Albrecht llama a sus pequeños pasajeros “mis niños”, y en las caóticas horas tras el ataque trató de averiguar con desesperación si habían llegado a casa a salvo. Condujo de una casa a otra.
Llegó a la casa donde Rojelio Torres, de 10 años, esperaba cada mañana en la vereda con su hermano pequeño y su hermana. Siempre pedía sentarse en la parte de atrás porque ahí se hacían “visitas” y le gustaba visitar. Era un niño carismático, divertido, dijo. Le encantaban los Takis picantes. Pero no estaba en casa. Su familia estaba de pie en el jardín, conmocionada y llorando. Albrecht supo lo que había ocurrido.
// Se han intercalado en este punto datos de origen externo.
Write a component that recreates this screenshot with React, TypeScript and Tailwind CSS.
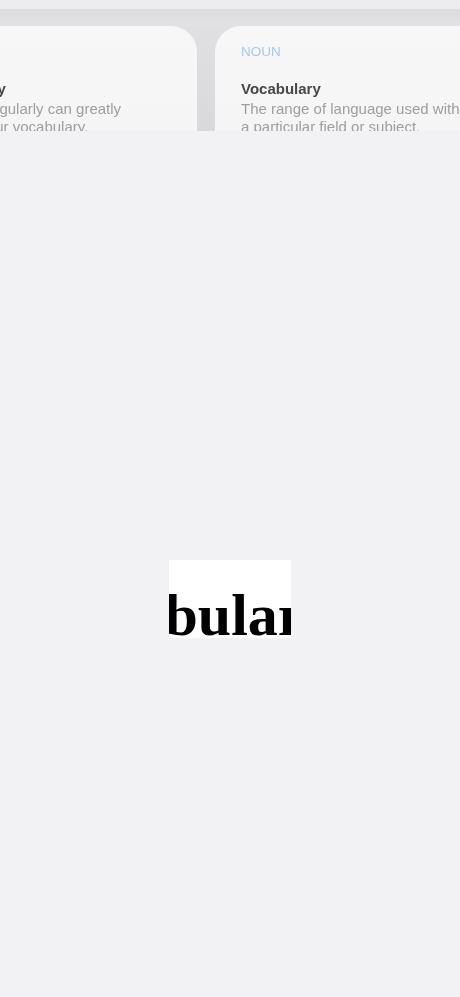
const sans = "font-['Liberation_Sans',Arial,sans-serif]";

function Card({
  className,
  children,
}: {
  className?: string;
  children: React.ReactNode;
}) {
  return (
    <div
      className={`w-[297px] shrink-0 rounded-t-[26px] bg-gradient-to-b from-[#f7f7f8] to-[#f4f4f5] px-[26px] pt-[17px] ${className ?? ""}`}
    >
      {children}
    </div>
  );
}

export default function App() {
  return (
    <div className={`flex min-h-[997px] w-[460px] flex-col bg-[#f2f2f4] ${sans}`}>
      {/* blurred page behind the sheet */}
      <div className="h-[131px] overflow-hidden bg-[#e6e6e8]">
        <div className="blur-[0.7px]">
          <div className="h-[9px] bg-[#ededef]" />
          <div className="h-[17px] bg-gradient-to-b from-[#dcdcde] to-[#e2e2e4]" />
          <div className="flex gap-[18px] bg-gradient-to-b from-[#e0e0e2] to-[#d6d6d8]">
            <Card className="ml-[-100px]">
              <p className="text-[13.5px] leading-[18px] text-[#a9c7ee]">NOUN</p>
              <p className="mt-[19px] text-[15px] font-semibold leading-[18px] text-[#48484a]">
                Vocabulary
              </p>
              <p className="mt-[2px] whitespace-nowrap text-[15px] leading-[18px] text-[#9e9ea0]">
                Reading regularly can greatly
                <br />
                expand your vocabulary.
              </p>
              <div className="h-[40px]" />
            </Card>
            <Card>
              <p className="text-[13.5px] leading-[18px] text-[#a9c7ee]">NOUN</p>
              <p className="mt-[19px] text-[15px] font-semibold leading-[18px] text-[#48484a]">
                Vocabulary
              </p>
              <p className="mt-[2px] whitespace-nowrap text-[15px] leading-[18px] text-[#9e9ea0]">
                The range of language used within
                <br />
                a particular field or subject.
              </p>
              <div className="h-[40px]" />
            </Card>
          </div>
        </div>
      </div>

      {/* sheet */}
      <div className="flex flex-1 justify-center bg-[#f2f2f4] pt-[429px]">
        <div className="h-[78px] w-[122px] overflow-hidden bg-white pt-[25px]">
          <p className="ml-[-129px] whitespace-nowrap font-['Liberation_Serif','Times_New_Roman',serif] text-[60px] font-bold leading-[60px] text-black">
            Vocabulary
          </p>
        </div>
      </div>
    </div>
  );
}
Unos días más tarde, llevó un autobús escolar de juguete a la cruz colocada en su memoria. “Te amo y te extrañaré”, escribió encima, y dibujó un corazón roto en el sitio donde solía sentarse, en la parte trasera.
La conductora lloraba, angustiada porque no había podido salvarle, y un médico local la abrazó.
“No había nada que usted pudiera hacer”, dijo John Preddy, médico de familia, que asistió el nacimiento de dos de los niños fallecidos y los atendió a todos durante su breve vida, sus rodillas arañadas y sus narices con mocos.
“Uno se pasa la vida intentando mantenerlos con vida y ve crecer a estos niños”, dijo.